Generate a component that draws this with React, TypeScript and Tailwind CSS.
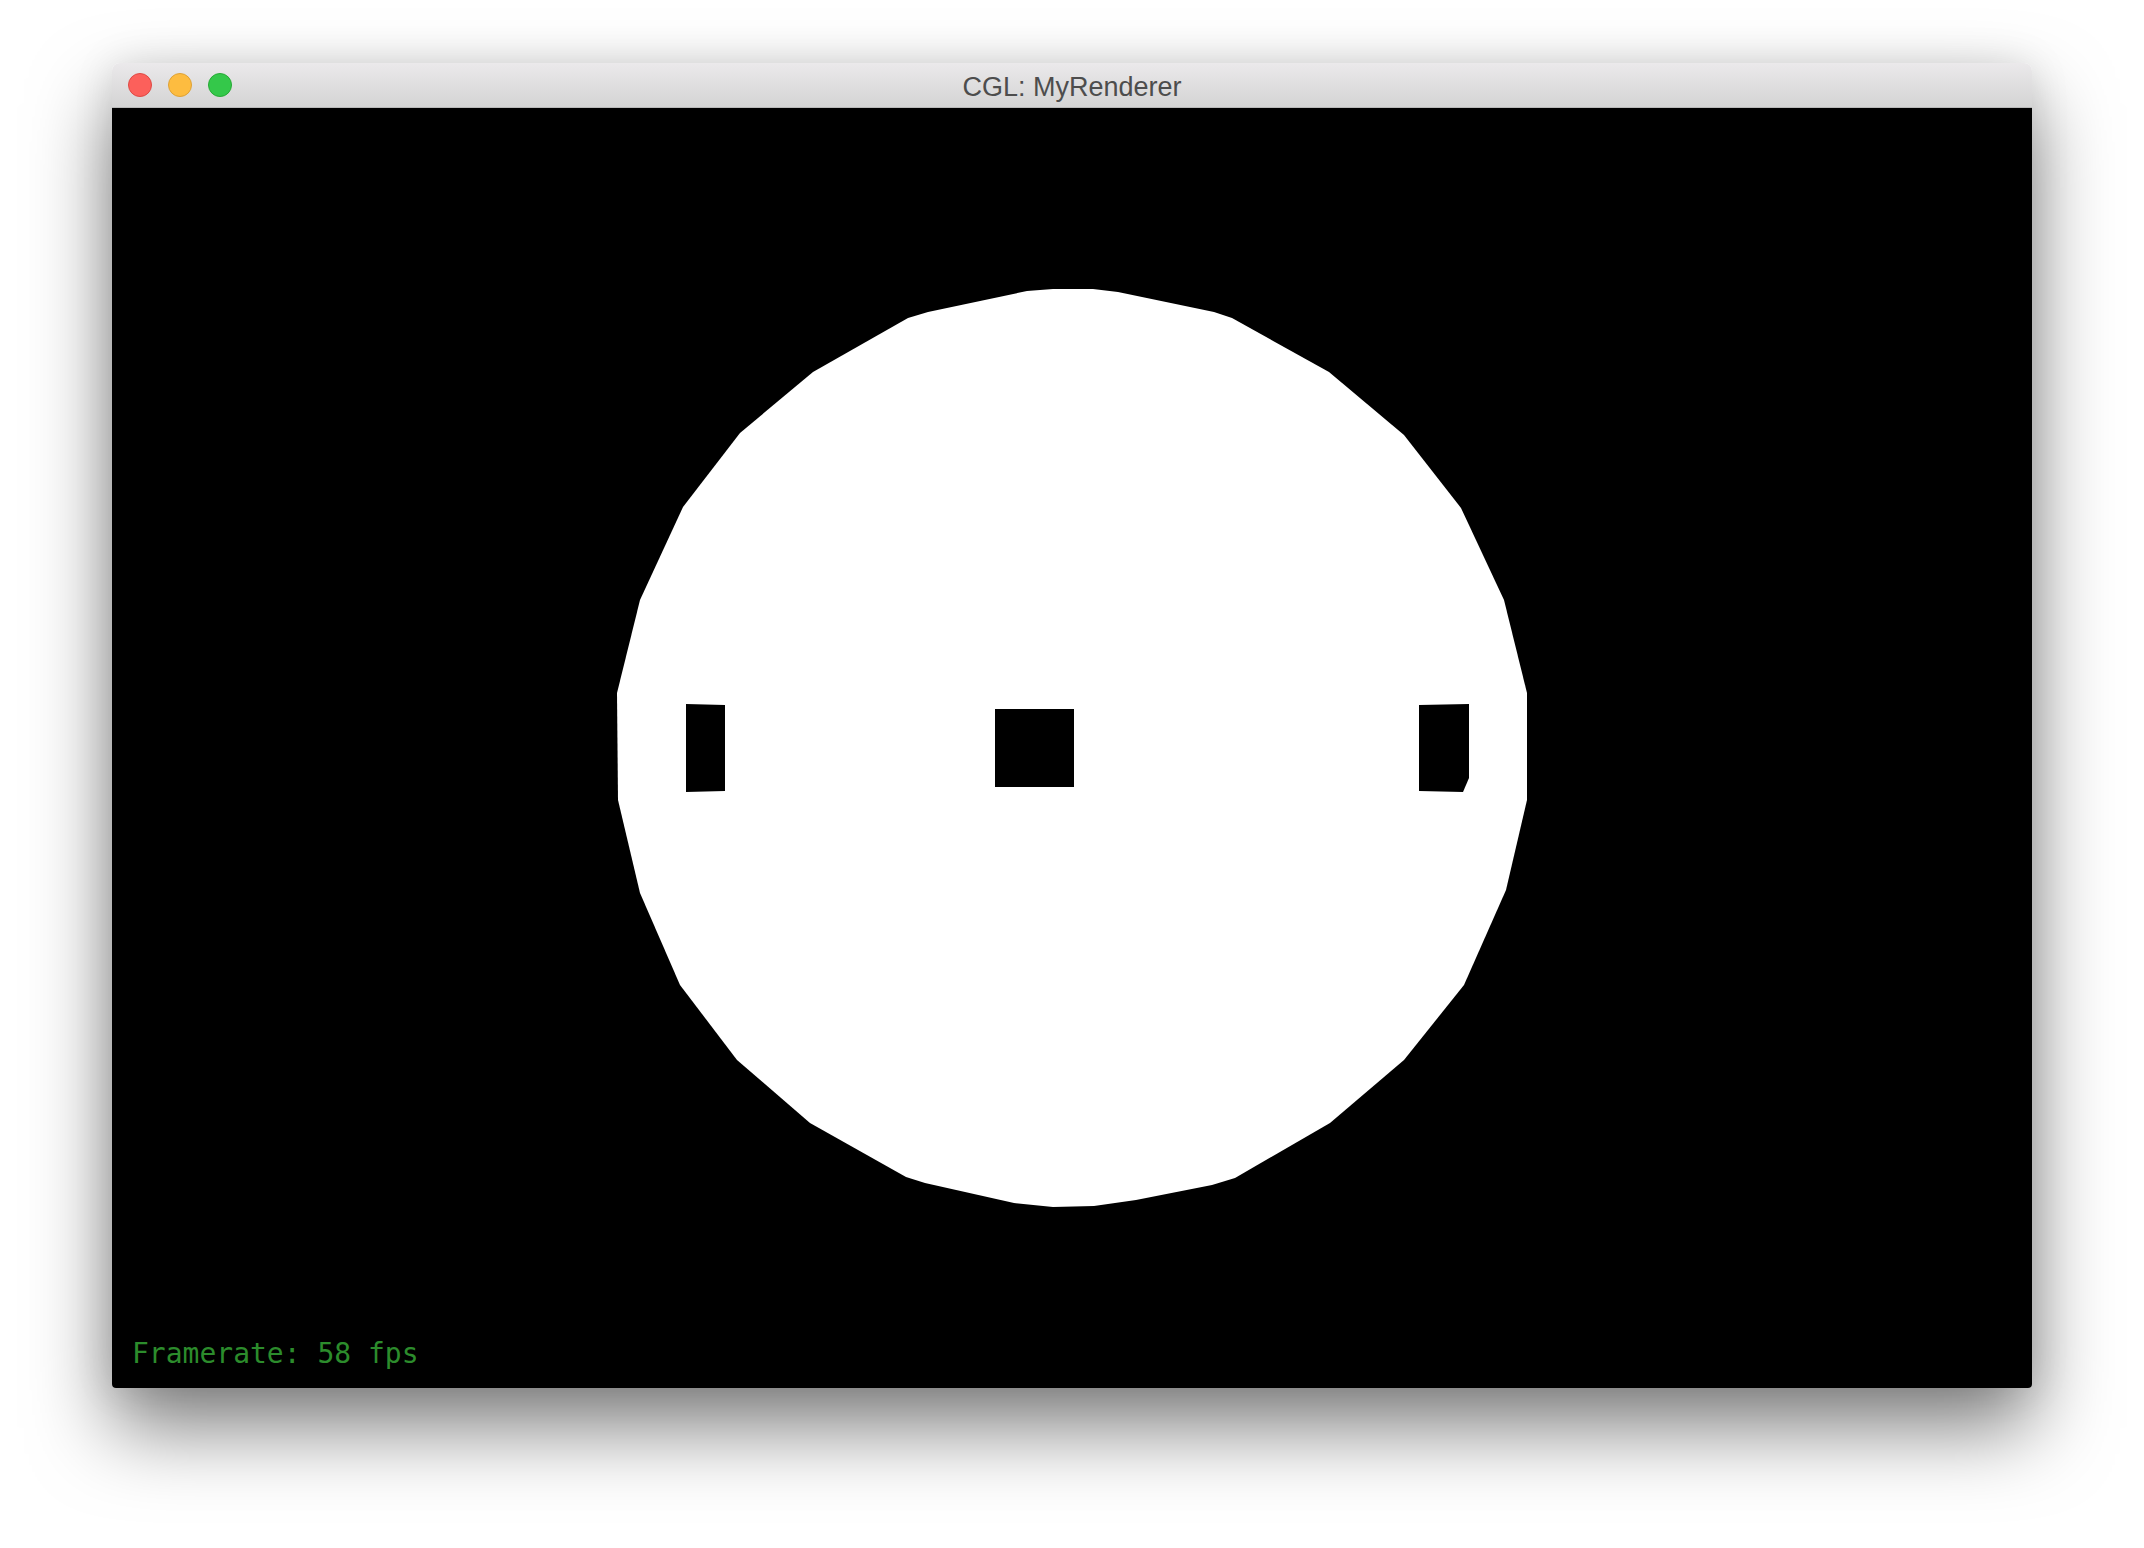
export default function App() {
    // polygon is in content-local coords (content box is 1920x1280)
    const circle =
        '941,181 981,181 1006,184 1102,204 1120,210 1217,264 1292,327 1349,400 1392,492 1415,585 1415,692 1394,782 1352,877 1292,952 1218,1015 1123,1070 1100,1077 1024,1092 982,1098 941,1099 902,1095 813,1075 794,1069 698,1015 625,952 568,877 528,785 506,692 505,585 528,492 571,399 628,325 701,264 796,210 816,204 915,183'

    return (
        <div className="w-[2144px] h-[1548px] bg-white pt-[63px] pl-[112px] overflow-hidden">
            <div className="w-[1920px] rounded-t-[8px] rounded-b-[4px] overflow-hidden shadow-[0_40px_80px_rgba(0,0,0,0.5),0_0_40px_rgba(0,0,0,0.1)]">
                {/* title bar */}
                <div className="relative h-[45px] flex items-center justify-center border-b border-[#b9b9b9] bg-gradient-to-b from-[#ebe9eb] to-[#d4d4d4]">
                    <div className="absolute left-[16px] top-[10px] flex gap-[16px]">
                        <span className="w-[24px] h-[24px] rounded-full bg-[#fc605b] border border-[#de4a45]" />
                        <span className="w-[24px] h-[24px] rounded-full bg-[#fdbc40] border border-[#dea236]" />
                        <span className="w-[24px] h-[24px] rounded-full bg-[#34c84a] border border-[#27aa35]" />
                    </div>
                    <span className="text-[27px] text-[#4d4d4d] leading-none mt-[4px]" style={{ fontFamily: '"Liberation Sans", Arial, sans-serif' }}>
                        CGL: MyRenderer
                    </span>
                </div>

                {/* GL view */}
                <div className="relative h-[1280px] bg-black flex flex-col justify-end">
                    <svg className="absolute inset-0" width={1920} height={1280} viewBox="0 0 1920 1280">
                        <polygon points={circle} fill="#fff" />
                        <polygon points="574,596 613,597 613,683 574,684" fill="#000" />
                        <rect x={883} y={601} width={79} height={78} fill="#000" />
                        <polygon points="1307,597 1357,596 1357,670 1351,684 1307,683" fill="#000" />
                    </svg>
                    <p className="relative pl-[20px] pb-[14px] text-[28px] leading-[40px] text-[#2c8c2c]" style={{ fontFamily: '"DejaVu Sans Mono", "Liberation Mono", monospace' }}>
                        Framerate: 58 fps
                    </p>
                </div>
            </div>
        </div>
    )
}
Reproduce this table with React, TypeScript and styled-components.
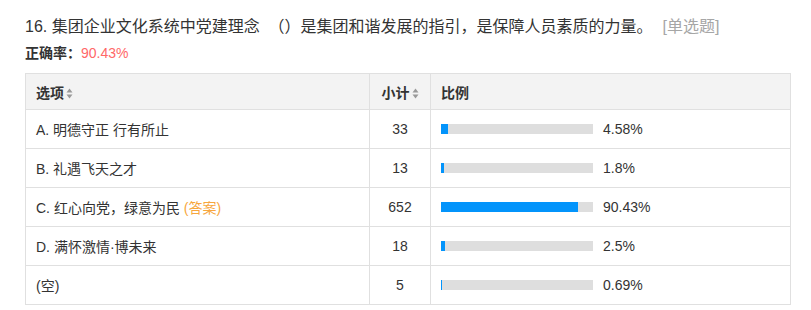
import React from 'react'
import styled, { createGlobalStyle } from 'styled-components'

const GlobalStyle = createGlobalStyle`
  body {
    margin: 0;
    background: #fff;
    font-family: "Liberation Sans", Arial, "Noto Sans CJK SC", sans-serif;
    color: #333;
  }
`

const Wrapper = styled.div`
  padding: 16px 21px 0 25px;
`

const Title = styled.div`
  font-size: 16px;
  line-height: 22px;
  color: #333;
  white-space: pre;
`

const QType = styled.span`
  color: #a6a6a6;
  margin-left: 10px;
`

const Rate = styled.div`
  margin-top: 5px;
  font-size: 14px;
  line-height: 20px;
  font-weight: bold;
  color: #333;
`

const RateValue = styled.span`
  font-weight: normal;
  color: #ff6868;
`

const Table = styled.table`
  margin-top: 10px;
  width: 766px;
  border-collapse: collapse;
  table-layout: fixed;
  font-size: 14px;
  color: #333;
`

const HeadCell = styled.th<{ $center?: boolean }>`
  height: 35px;
  padding: 0 10px;
  background: #f3f3f3;
  border: 1px solid #e0e0e0;
  font-weight: bold;
  text-align: ${p => (p.$center ? 'center' : 'left')};
`

const Cell = styled.td<{ $center?: boolean }>`
  height: 38px;
  padding: 0 10px;
  border: 1px solid #e0e0e0;
  text-align: ${p => (p.$center ? 'center' : 'left')};
  white-space: nowrap;
`

const Answer = styled.span`
  color: #f7a63d;
`

const SortIcon = styled.svg`
  width: 7px;
  height: 11px;
  margin-left: 2px;
  vertical-align: -1px;
`

const BarRow = styled.div`
  display: flex;
  align-items: center;
  gap: 10px;
`

const Track = styled.div`
  width: 152px;
  height: 10px;
  background: #dedede;
`

const Fill = styled.div`
  height: 100%;
  background: #0394fb;
`

const Sort = () => (
  <SortIcon viewBox="0 0 7 11">
    <path d="M3.5 0.5 L6.5 4.5 L0.5 4.5 Z" fill="#9a9a9a" />
    <path d="M3.5 10.5 L6.5 6.5 L0.5 6.5 Z" fill="#9a9a9a" />
  </SortIcon>
)

const rows = [
  { label: 'A. 明德守正 行有所止', count: 33, pct: 4.58 },
  { label: 'B. 礼遇飞天之才', count: 13, pct: 1.8 },
  { label: 'C. 红心向党，绿意为民', count: 652, pct: 90.43, answer: true },
  { label: 'D. 满怀激情·博未来', count: 18, pct: 2.5 },
  { label: '(空)', count: 5, pct: 0.69 },
]

export default function App() {
  return (
    <Wrapper>
      <GlobalStyle />
      <Title>
        16. 集团企业文化系统中党建理念  （）是集团和谐发展的指引，是保障人员素质的力量。
        <QType>[单选题]</QType>
      </Title>
      <Rate>
        正确率：<RateValue>90.43%</RateValue>
      </Rate>
      <Table>
        <colgroup>
          <col style={{ width: 344 }} />
          <col style={{ width: 61 }} />
          <col />
        </colgroup>
        <thead>
          <tr>
            <HeadCell>选项<Sort /></HeadCell>
            <HeadCell $center>小计<Sort /></HeadCell>
            <HeadCell>比例</HeadCell>
          </tr>
        </thead>
        <tbody>
          {rows.map(r => (
            <tr key={r.label}>
              <Cell>
                {r.label}
                {r.answer && <Answer> (答案)</Answer>}
              </Cell>
              <Cell $center>{r.count}</Cell>
              <Cell>
                <BarRow>
                  <Track>
                    <Fill style={{ width: `${Math.max(r.pct, 0.7)}%` }} />
                  </Track>
                  <span>{r.pct}%</span>
                </BarRow>
              </Cell>
            </tr>
          ))}
        </tbody>
      </Table>
    </Wrapper>
  )
}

★ ★ ★ ★

__Stated exercise__.
Restate the material word for word from its first line through the line containing "796,210 816,204 915,183'", both included; the pictures do not belong in it.

__Finished task__.
Generate a component that draws this with React, TypeScript and Tailwind CSS.
export default function App() {
    // polygon is in content-local coords (content box is 1920x1280)
    const circle =
        '941,181 981,181 1006,184 1102,204 1120,210 1217,264 1292,327 1349,400 1392,492 1415,585 1415,692 1394,782 1352,877 1292,952 1218,1015 1123,1070 1100,1077 1024,1092 982,1098 941,1099 902,1095 813,1075 794,1069 698,1015 625,952 568,877 528,785 506,692 505,585 528,492 571,399 628,325 701,264 796,210 816,204 915,183'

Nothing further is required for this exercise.